The continuous inclusion of chess as part of the curriculum would definitely result to the increase in the numbers of grandmasters in the country. While the Philippines produced Asia's first chess grandmaster in Eugene Torre in 1974, countries such as China and Vietnam has overtaken us as a major chess power in the region. One reason, I often heard from chess players is the financial difficulty of pursuing a chess career due to a very minimal, it not total lack of support from the government and the private sector. The aspiring chess grandmaster has to rely on his or her own financial resources to achieve the dream of being included in the elite group.

I hope that the present Administration continue to support the previous Executive Order issued by the former Philippine President to “encourage children to play chess in accordance with the Grassroots Program of the Philippine Sports Commission” including the Department of Education (DepEd) memorandum entitled "Strengthening the Development of Higher Order Thinking Skills and Values Among Children Through Chess."  This is despite the fact that chess being a non-spectator sport, unlike basketball and boxing, makes the task of finding corporate sponsors very difficult. There are really very few corporations who would invest in the fledgling Filipino chess player because of the difficulty in getting a return of the investment.

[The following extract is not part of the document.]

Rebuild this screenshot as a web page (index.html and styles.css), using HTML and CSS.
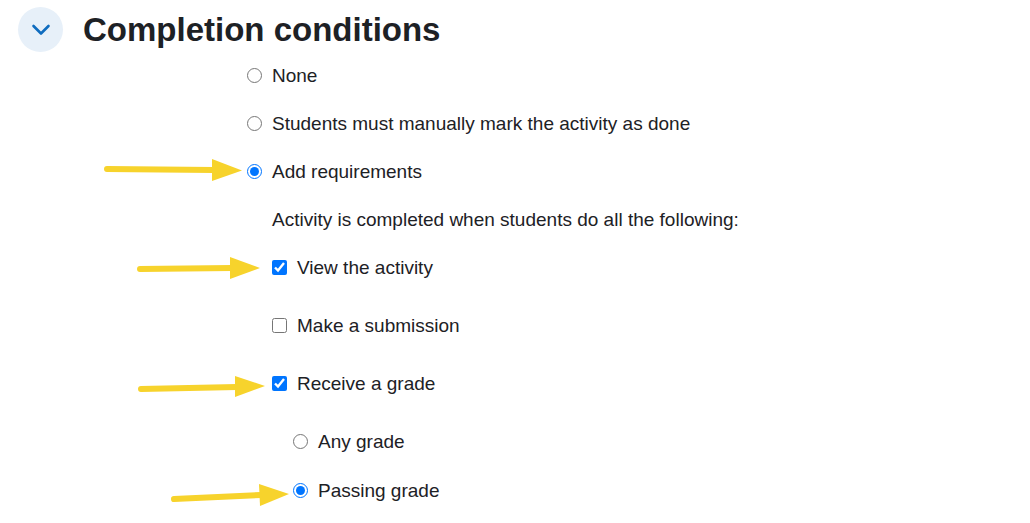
FILE: index.html
```
<!DOCTYPE html>
<html lang="en">
<head>
<meta charset="utf-8">
<title>Completion conditions</title>
<link rel="stylesheet" href="styles.css">
</head>
<body>
<main class="section">
  <header class="section-header">
    <button class="toggle" type="button" aria-label="Collapse Completion conditions" aria-expanded="true">
      <svg width="20" height="14" viewBox="0 0 20 14" aria-hidden="true"><path d="M2.5 3 L10 10.5 L17.5 3" fill="none" stroke="#0f6cbf" stroke-width="2.6" stroke-linecap="round" stroke-linejoin="round"/></svg>
    </button>
    <h1 class="title">Completion conditions</h1>
  </header>
  <form class="options">
    <div class="row"><input class="control" type="radio" name="completion" id="none"><label for="none">None</label></div>
    <div class="row"><input class="control" type="radio" name="completion" id="manual"><label for="manual">Students must manually mark the activity as done</label></div>
    <div class="row"><input class="control" type="radio" name="completion" id="auto" checked><label for="auto">Add requirements</label>
      <svg class="arrow arrow-auto" width="138" height="24" viewBox="0 0 138 24" aria-hidden="true"><path class="shaft" d="M3 11 L110 12"/><path class="head" d="M108 1 L138 12.5 L108 23 Z"/></svg></div>
    <div class="requirements">
      <p class="row hint">Activity is completed when students do all the following:</p>
      <div class="row check"><input class="control" type="checkbox" id="view" checked><label for="view">View the activity</label>
        <svg class="arrow arrow-view" width="123" height="24" viewBox="0 0 123 24" aria-hidden="true"><path class="shaft" d="M3 13 L95 12"/><path class="head" d="M93 1 L123 12 L93 23 Z"/></svg></div>
      <div class="row check"><input class="control" type="checkbox" id="submit"><label for="submit">Make a submission</label></div>
      <div class="row check"><input class="control" type="checkbox" id="grade" checked><label for="grade">Receive a grade</label>
        <svg class="arrow arrow-grade" width="127" height="24" viewBox="0 0 127 24" aria-hidden="true"><path class="shaft" d="M3 14 L99 12"/><path class="head" d="M97 1 L127 11 L97 22 Z"/></svg></div>
      <div class="grades">
        <div class="row grade"><input class="control" type="radio" name="grade" id="any"><label for="any">Any grade</label></div>
        <div class="row grade"><input class="control" type="radio" name="grade" id="passing" checked><label for="passing">Passing grade</label>
          <svg class="arrow arrow-passing" width="118" height="24" viewBox="0 0 118 24" aria-hidden="true"><path class="shaft" d="M3 16 L90 12"/><path class="head" d="M88 1 L118 11 L89 23 Z"/></svg></div>
      </div>
    </div>
  </form>
</main>
</body>
</html>
```
FILE: styles.css
```
* { box-sizing: border-box; }
body {
  margin: 0;
  background: #fff;
  color: #1d2125;
  font-family: "Liberation Sans", Arial, sans-serif;
  font-size: 19px;
  line-height: 27px;
}
.section { padding: 7px 18px 0; }
.section-header { display: flex; align-items: center; gap: 20px; }
.toggle {
  display: flex;
  align-items: center;
  justify-content: center;
  width: 45px;
  height: 45px;
  padding: 0;
  border: 0;
  border-radius: 50%;
  background: #e7f0f9;
}
.title { margin: 0; font-size: 33px; line-height: 39px; }
.options { padding: 10px 0 0 229px; }
.row {
  position: relative;
  display: flex;
  align-items: center;
  gap: 10px;
  margin: 0 0 21px;
}
.control { width: 15px; height: 15px; margin: 0; accent-color: #0075ff; }
.requirements { padding-left: 25px; }
.check { margin-bottom: 31px; }
.grades { padding-left: 21px; }
.grade { margin-bottom: 22px; }
.arrow { position: absolute; right: 100%; top: 0; }
.arrow-auto { margin-right: 5px; }
.arrow-view { margin-right: 12px; top: 2px; }
.arrow-grade { margin-right: 7px; top: 5px; }
.arrow-passing { margin-right: 4px; top: 6px; }
.shaft { fill: none; stroke: #f7d32c; stroke-width: 6; stroke-linecap: round; }
.head { fill: #f7d32c; }
```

It is high time for government to continue supporting chess as one sport Filipinos can definitely excel in. Our height disadvantage will never be a factor. In chess, all beings are “realistically equal”. We Filipinos have shown since the time of Rizal that our intellectual ability is definitely not inferior compared to other nationalities.

1 comment:

Nick said...

I think some schools in the Philippines today have incorporated chess already in the curriculum. The idea is very simple, play the game of chess to improve the thinking and decision-making skills of schoolchildren. Parents have played an important role in encouraging their kids to learn chess because the benefits it brings can be applied to their studies in school.